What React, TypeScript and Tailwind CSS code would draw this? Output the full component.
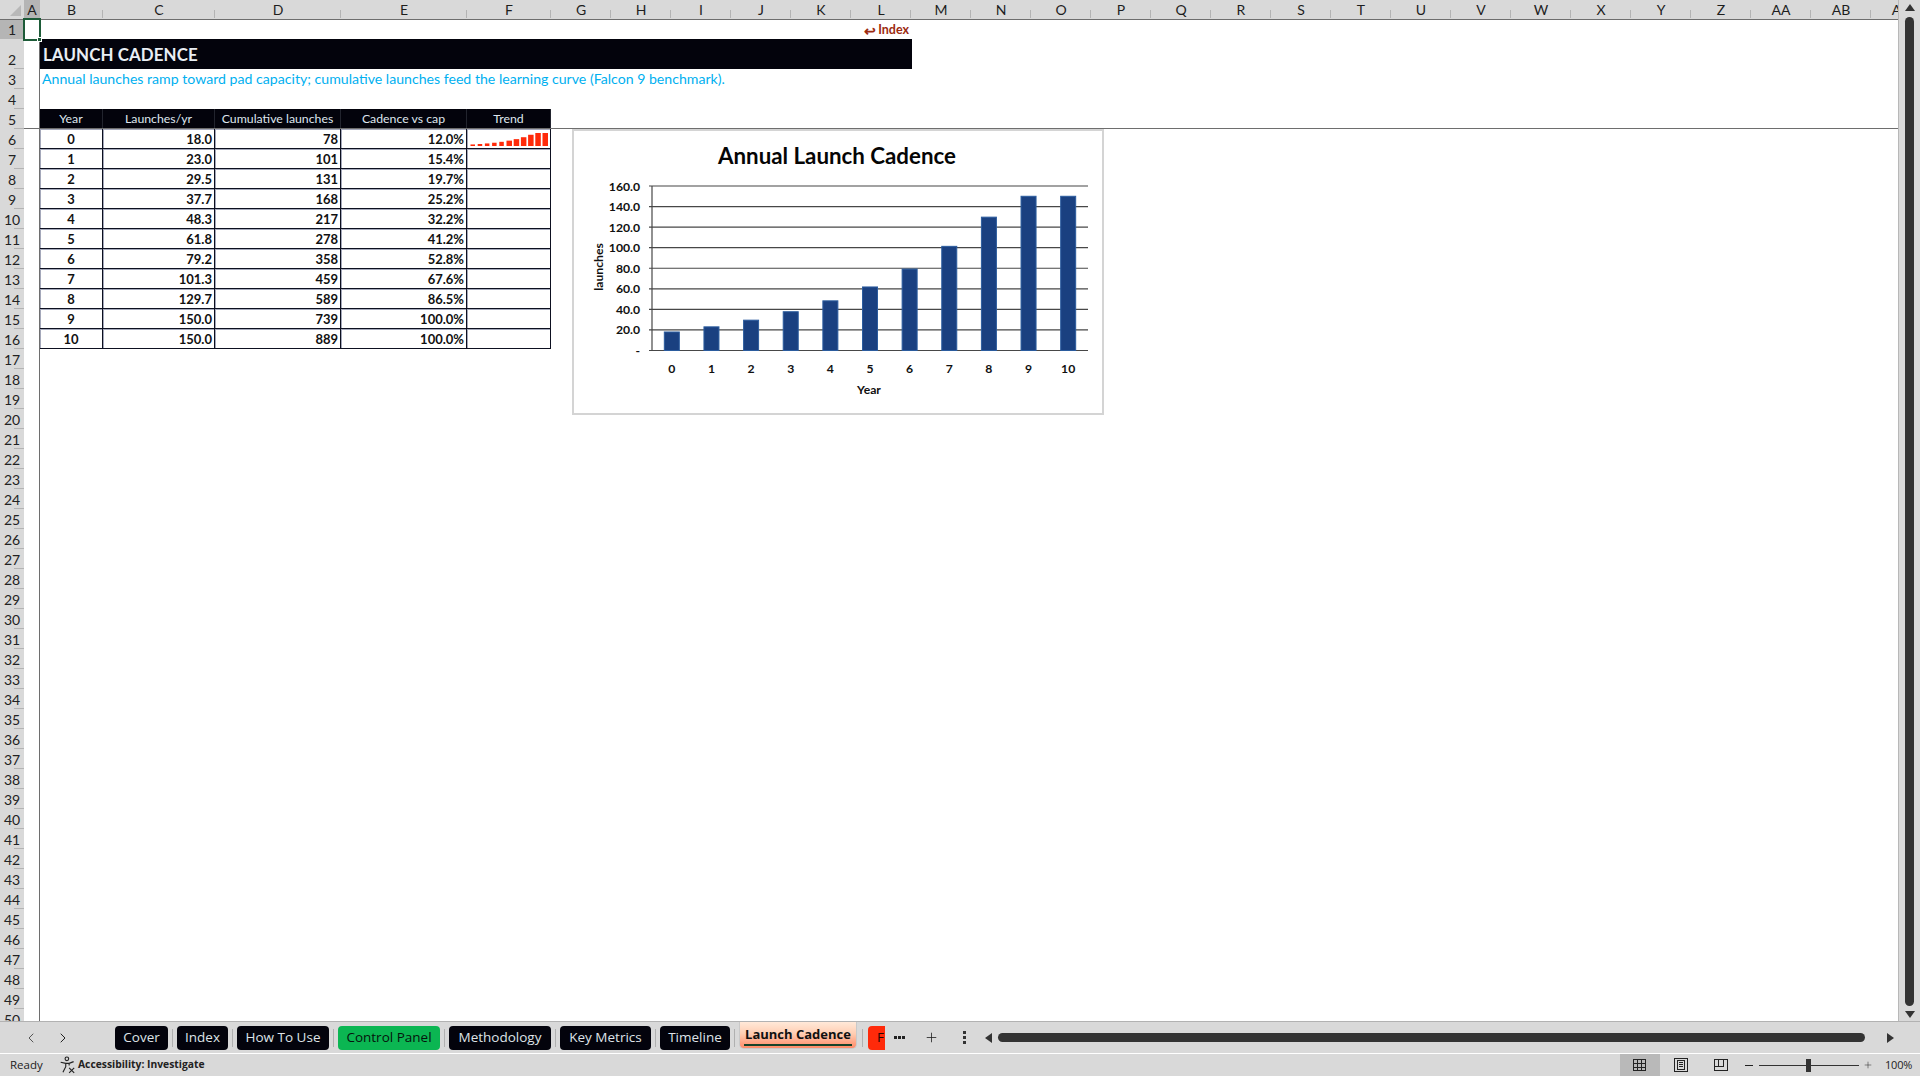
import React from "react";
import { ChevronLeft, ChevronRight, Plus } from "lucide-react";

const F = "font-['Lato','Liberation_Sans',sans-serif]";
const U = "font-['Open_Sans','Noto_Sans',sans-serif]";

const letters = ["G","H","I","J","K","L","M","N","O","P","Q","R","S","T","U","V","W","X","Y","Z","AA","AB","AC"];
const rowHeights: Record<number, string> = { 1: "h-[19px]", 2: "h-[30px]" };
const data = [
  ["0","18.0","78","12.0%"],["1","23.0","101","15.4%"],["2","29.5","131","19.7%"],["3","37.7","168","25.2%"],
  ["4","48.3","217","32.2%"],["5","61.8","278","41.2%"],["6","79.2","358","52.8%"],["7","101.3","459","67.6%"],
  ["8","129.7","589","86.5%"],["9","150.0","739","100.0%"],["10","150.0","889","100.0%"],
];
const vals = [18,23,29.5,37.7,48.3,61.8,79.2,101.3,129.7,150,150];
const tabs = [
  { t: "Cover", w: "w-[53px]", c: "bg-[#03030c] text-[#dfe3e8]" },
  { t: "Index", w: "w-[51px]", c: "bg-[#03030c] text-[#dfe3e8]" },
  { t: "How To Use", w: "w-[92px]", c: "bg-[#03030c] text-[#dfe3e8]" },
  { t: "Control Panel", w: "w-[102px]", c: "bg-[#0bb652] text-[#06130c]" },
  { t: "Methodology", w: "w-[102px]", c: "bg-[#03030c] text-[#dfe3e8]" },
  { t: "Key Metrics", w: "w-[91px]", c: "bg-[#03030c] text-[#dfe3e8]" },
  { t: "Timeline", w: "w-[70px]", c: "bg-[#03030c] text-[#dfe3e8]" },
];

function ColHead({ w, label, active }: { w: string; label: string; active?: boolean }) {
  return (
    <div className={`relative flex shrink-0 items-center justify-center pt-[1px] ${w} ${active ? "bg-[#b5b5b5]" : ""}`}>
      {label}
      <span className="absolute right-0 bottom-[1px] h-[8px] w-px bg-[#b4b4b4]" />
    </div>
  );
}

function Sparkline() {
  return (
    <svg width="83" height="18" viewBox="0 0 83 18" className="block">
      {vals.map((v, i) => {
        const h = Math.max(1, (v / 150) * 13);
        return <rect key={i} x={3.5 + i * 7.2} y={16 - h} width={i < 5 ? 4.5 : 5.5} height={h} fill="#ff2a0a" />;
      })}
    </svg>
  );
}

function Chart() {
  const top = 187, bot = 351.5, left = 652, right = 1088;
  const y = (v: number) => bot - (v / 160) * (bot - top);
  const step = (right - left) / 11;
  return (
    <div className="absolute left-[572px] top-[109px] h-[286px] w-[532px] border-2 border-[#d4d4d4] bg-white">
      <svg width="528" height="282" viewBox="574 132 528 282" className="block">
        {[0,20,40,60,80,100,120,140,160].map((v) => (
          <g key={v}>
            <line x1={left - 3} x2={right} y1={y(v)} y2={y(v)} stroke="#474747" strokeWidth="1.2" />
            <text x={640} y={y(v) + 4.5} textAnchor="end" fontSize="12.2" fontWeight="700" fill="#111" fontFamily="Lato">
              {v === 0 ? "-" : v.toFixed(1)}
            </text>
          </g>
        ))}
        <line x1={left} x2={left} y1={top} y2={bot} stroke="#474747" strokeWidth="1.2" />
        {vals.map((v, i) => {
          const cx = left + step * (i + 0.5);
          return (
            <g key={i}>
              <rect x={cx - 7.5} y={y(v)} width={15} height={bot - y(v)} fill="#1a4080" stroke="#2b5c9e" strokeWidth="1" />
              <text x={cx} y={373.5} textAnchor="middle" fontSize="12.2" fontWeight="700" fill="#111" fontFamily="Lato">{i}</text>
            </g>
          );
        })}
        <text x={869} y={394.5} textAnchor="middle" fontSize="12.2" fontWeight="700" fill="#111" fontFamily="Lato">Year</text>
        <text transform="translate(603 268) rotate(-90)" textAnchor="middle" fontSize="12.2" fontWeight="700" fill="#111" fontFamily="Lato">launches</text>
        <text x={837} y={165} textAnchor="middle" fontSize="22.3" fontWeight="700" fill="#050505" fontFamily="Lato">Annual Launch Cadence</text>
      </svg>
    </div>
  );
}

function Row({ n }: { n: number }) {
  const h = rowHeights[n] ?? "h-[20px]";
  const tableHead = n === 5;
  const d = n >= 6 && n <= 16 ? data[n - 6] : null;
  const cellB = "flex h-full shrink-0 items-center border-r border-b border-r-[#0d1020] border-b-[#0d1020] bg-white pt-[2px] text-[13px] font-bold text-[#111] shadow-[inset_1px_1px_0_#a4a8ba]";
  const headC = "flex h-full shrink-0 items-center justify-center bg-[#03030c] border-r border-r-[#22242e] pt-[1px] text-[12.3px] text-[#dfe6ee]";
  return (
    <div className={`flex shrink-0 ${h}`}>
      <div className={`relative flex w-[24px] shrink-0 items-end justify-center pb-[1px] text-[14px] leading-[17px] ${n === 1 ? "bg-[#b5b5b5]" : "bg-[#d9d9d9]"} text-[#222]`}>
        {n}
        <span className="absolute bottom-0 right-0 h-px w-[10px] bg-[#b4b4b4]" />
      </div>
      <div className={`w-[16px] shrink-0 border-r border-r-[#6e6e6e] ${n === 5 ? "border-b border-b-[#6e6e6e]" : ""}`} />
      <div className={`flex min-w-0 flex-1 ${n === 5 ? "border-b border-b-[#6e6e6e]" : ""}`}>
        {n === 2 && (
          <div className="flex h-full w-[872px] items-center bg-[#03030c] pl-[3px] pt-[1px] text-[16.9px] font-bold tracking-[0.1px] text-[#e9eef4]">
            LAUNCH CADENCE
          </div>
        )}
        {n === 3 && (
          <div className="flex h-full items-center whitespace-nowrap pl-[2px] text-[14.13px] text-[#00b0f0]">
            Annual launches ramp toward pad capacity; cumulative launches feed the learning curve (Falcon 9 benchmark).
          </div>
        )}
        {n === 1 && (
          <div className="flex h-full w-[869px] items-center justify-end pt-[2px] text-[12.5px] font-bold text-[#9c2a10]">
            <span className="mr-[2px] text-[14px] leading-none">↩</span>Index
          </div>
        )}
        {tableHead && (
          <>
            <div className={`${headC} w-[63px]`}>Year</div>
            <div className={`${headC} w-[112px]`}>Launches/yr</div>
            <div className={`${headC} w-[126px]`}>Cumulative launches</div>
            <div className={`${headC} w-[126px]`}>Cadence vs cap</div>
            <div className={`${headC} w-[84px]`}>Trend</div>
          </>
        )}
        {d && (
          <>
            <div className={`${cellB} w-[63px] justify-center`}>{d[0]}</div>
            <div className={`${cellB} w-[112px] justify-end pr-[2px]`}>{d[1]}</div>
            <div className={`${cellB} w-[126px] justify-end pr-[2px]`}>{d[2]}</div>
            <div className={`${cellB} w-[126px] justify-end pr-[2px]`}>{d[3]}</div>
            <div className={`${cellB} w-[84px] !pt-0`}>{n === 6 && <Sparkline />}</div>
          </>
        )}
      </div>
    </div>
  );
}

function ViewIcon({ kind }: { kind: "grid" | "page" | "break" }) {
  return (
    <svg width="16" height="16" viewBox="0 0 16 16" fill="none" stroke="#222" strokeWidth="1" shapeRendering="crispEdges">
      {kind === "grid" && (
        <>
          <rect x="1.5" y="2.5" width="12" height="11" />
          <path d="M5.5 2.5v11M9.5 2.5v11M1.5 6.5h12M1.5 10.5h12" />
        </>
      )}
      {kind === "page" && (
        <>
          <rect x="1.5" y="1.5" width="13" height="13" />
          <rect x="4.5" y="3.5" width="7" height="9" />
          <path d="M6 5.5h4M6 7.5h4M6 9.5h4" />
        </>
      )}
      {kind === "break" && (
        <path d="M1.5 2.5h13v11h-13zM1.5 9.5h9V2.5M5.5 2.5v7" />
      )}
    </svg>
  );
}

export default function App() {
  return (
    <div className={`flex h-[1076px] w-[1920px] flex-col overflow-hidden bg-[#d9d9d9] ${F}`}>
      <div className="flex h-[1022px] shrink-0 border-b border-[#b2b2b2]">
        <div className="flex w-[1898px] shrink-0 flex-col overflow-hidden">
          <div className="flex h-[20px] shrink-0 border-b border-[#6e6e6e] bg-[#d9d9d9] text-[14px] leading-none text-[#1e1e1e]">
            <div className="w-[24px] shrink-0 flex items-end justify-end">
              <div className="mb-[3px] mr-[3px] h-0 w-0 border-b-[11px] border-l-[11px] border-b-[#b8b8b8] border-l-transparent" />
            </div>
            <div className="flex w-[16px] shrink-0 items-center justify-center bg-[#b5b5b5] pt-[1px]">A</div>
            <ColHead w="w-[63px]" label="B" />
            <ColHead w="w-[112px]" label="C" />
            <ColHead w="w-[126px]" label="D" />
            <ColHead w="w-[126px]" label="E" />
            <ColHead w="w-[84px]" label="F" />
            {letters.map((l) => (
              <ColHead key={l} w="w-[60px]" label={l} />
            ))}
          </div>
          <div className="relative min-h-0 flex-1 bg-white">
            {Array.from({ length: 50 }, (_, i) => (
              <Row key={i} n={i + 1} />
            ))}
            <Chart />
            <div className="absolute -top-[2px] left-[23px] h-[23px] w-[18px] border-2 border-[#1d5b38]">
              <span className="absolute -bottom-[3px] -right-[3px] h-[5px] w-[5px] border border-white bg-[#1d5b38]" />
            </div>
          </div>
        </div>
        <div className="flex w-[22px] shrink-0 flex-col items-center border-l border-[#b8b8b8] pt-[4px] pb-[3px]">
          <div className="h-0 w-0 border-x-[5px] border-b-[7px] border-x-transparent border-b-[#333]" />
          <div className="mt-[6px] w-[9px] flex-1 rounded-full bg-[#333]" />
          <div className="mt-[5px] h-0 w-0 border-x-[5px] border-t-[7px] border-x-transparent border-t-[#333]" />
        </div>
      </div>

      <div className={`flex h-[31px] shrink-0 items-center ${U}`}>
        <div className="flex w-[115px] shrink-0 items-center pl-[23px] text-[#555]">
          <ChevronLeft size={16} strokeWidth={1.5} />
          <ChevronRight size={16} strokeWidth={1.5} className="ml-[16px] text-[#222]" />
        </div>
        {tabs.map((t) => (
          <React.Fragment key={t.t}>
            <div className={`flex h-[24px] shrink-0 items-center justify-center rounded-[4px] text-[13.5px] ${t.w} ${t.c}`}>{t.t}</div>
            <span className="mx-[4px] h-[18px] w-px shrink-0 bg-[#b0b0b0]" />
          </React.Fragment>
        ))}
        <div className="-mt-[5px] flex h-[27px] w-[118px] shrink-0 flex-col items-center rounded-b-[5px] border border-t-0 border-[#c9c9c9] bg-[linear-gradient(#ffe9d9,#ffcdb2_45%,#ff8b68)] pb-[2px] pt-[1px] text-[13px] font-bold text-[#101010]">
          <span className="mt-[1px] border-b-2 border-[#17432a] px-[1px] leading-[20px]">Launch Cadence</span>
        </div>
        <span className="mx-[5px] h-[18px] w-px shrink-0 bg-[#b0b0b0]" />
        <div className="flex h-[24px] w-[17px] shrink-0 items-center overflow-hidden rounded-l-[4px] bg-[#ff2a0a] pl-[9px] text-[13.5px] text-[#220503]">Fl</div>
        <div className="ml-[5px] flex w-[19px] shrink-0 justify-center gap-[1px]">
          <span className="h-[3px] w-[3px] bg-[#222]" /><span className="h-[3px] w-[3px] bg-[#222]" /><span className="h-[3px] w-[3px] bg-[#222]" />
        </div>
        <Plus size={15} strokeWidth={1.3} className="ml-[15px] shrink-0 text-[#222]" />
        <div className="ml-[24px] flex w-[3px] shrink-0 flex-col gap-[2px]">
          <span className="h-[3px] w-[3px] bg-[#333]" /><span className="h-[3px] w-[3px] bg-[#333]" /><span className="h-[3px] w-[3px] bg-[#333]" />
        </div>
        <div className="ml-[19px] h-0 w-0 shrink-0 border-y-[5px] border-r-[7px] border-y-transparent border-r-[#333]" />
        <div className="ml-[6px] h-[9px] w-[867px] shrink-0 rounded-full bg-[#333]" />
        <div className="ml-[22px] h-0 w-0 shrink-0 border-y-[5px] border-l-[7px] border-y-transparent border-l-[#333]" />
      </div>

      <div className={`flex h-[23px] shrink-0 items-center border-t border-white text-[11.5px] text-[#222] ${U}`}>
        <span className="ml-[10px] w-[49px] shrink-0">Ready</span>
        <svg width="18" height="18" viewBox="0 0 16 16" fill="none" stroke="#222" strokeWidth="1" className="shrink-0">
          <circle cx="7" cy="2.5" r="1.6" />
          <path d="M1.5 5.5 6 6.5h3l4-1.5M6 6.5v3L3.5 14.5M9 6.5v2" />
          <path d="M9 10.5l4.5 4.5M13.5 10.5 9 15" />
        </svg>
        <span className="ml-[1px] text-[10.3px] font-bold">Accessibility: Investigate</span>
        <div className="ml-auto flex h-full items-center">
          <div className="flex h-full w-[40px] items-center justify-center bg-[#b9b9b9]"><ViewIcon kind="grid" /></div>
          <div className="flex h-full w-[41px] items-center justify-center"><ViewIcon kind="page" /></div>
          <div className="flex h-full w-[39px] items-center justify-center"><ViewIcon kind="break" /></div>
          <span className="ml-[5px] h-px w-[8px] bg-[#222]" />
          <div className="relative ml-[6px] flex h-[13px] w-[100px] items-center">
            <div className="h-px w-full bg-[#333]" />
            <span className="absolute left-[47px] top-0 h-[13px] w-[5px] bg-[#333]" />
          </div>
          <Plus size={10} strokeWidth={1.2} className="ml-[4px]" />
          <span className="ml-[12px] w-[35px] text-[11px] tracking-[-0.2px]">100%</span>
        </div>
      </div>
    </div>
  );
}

> _EXERCISE TASK_
From the first line above down to the line with "ChevronLeft, ChevronRight, Plus", reproduce every line and no others, omitting pictures.

> _EXERCISE OUTPUT_
What React, TypeScript and Tailwind CSS code would draw this? Output the full component.
import React from "react";
import { ChevronLeft, ChevronRight, Plus } from "lucide-react";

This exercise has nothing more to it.